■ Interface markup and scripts
──────────────────────────────
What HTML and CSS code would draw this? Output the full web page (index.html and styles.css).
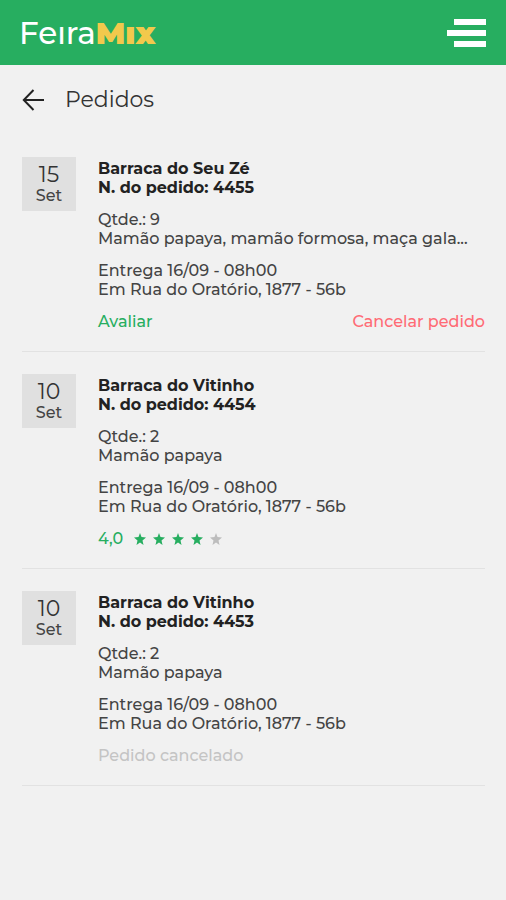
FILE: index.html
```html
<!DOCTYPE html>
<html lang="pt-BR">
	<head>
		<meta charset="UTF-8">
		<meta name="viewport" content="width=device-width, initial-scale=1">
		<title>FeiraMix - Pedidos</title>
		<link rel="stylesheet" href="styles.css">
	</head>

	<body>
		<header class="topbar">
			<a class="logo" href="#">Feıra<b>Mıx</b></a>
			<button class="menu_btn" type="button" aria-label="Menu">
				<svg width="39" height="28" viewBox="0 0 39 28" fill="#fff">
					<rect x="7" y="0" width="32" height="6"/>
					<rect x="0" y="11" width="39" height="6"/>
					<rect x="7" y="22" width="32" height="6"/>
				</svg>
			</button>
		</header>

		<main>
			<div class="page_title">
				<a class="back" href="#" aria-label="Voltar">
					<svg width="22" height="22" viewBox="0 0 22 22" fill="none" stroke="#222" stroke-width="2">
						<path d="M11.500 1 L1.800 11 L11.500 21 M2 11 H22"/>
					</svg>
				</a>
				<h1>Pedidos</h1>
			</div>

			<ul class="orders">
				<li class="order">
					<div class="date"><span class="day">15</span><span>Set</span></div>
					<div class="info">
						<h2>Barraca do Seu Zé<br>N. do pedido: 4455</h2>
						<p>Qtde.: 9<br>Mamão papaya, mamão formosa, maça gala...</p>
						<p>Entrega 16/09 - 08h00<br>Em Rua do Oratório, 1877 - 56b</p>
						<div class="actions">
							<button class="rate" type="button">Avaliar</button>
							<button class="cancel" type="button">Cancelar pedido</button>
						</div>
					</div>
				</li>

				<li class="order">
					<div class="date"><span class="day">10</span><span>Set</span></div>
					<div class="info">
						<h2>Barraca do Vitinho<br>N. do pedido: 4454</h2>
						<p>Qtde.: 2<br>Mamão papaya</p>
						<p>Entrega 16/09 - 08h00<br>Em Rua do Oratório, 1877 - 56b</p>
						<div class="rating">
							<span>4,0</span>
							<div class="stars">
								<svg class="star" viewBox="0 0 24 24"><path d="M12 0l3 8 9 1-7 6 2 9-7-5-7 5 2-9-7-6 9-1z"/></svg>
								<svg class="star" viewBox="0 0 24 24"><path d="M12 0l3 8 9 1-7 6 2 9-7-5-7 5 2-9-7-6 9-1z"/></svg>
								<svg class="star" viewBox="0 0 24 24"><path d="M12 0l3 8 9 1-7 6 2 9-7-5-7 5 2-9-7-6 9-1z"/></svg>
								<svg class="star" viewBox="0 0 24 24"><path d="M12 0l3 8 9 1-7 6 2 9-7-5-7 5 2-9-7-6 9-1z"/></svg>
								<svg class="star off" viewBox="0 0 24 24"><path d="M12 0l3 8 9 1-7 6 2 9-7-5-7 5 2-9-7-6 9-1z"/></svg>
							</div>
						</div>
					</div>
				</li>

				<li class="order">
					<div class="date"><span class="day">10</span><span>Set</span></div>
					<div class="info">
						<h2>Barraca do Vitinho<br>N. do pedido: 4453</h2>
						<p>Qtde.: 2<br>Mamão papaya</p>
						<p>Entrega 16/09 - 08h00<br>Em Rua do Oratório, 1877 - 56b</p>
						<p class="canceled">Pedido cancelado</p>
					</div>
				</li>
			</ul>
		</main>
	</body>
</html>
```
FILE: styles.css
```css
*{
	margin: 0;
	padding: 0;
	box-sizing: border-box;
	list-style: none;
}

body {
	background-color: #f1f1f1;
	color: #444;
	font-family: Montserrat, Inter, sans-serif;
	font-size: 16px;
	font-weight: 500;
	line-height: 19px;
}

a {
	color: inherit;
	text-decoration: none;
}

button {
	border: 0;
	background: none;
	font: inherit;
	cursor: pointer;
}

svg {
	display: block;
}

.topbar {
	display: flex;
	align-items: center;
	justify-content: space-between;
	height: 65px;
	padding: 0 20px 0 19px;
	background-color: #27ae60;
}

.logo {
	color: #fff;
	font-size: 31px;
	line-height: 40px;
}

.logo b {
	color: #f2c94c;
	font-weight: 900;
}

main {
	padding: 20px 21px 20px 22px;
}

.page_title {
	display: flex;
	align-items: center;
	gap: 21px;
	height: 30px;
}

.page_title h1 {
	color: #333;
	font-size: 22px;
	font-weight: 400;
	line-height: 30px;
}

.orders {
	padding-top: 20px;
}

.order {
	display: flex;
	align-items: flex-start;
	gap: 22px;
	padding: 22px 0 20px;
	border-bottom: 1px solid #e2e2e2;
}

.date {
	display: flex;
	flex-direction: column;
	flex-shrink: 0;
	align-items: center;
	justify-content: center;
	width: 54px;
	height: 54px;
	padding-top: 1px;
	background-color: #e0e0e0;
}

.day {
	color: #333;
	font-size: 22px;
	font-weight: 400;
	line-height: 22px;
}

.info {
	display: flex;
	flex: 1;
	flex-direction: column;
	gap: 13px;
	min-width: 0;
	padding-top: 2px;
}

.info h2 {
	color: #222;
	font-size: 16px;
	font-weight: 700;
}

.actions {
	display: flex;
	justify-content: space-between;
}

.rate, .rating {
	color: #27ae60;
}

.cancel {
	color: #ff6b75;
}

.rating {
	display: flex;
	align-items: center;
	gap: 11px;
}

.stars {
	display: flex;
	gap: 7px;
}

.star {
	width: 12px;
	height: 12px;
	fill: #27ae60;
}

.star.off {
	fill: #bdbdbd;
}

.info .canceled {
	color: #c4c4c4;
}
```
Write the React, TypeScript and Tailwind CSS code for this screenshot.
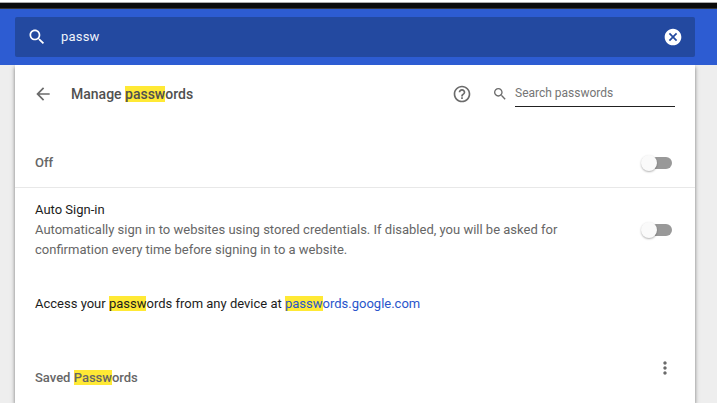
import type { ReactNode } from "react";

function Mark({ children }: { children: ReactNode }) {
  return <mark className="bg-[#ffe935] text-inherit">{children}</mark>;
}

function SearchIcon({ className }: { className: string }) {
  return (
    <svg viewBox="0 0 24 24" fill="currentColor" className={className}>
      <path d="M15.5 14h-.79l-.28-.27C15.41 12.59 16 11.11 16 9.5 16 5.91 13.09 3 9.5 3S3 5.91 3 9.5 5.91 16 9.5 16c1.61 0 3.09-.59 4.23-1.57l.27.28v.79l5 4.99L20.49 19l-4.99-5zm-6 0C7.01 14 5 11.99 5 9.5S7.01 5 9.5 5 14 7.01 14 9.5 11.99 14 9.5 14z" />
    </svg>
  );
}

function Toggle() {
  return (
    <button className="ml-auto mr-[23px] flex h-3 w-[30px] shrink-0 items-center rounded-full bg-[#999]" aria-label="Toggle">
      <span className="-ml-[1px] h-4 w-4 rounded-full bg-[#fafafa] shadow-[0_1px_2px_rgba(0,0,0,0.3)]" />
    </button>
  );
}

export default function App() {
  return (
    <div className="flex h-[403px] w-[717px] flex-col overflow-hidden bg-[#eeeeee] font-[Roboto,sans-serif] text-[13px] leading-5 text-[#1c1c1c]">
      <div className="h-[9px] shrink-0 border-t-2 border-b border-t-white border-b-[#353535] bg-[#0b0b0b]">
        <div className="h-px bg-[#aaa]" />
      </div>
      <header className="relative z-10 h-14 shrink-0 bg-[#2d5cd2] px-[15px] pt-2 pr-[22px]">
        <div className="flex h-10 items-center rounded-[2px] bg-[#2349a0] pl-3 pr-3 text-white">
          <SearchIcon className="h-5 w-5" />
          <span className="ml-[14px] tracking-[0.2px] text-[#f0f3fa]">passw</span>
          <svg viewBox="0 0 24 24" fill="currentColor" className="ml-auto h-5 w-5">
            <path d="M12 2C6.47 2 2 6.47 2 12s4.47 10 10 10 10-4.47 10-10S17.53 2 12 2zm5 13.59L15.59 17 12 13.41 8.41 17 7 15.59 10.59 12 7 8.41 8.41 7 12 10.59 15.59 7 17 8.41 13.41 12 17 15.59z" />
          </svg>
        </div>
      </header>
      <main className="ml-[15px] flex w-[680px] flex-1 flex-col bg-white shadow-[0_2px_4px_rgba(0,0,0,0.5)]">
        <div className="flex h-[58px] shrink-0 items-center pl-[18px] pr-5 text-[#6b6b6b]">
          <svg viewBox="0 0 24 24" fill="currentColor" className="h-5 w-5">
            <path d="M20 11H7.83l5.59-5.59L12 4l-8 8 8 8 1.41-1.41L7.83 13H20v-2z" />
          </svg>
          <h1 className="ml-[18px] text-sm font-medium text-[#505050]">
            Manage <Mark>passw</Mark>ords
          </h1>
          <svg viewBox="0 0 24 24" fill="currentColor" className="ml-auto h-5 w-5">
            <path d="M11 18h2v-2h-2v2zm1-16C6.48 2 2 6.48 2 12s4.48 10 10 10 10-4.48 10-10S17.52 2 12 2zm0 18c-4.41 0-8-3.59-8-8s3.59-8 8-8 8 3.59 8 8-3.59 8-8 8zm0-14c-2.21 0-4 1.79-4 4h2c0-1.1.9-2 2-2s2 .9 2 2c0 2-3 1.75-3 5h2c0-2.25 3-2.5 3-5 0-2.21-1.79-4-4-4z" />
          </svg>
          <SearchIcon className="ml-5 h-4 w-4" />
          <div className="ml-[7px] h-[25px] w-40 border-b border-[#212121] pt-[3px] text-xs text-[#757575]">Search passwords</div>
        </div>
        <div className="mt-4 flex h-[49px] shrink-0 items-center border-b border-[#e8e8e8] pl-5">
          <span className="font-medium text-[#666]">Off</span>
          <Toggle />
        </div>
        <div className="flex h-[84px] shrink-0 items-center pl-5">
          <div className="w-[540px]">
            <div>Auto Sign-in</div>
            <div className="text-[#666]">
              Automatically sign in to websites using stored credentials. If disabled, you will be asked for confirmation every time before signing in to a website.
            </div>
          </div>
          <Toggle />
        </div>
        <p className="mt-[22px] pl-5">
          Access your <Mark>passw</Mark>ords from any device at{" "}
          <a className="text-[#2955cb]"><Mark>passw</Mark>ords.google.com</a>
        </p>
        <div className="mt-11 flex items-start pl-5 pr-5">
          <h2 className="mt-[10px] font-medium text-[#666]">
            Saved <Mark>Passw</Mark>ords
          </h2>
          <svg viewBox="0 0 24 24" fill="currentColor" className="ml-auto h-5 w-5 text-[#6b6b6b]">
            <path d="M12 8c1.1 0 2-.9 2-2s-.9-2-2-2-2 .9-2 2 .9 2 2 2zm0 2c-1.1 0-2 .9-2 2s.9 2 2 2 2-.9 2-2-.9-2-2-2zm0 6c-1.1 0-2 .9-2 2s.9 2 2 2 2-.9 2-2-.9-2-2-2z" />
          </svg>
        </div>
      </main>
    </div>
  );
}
──────────────────────────────
■ PROMPT
Each line that contains the word "index" counts toward the total; give only that total.

■ EXERCISE ANSWER
2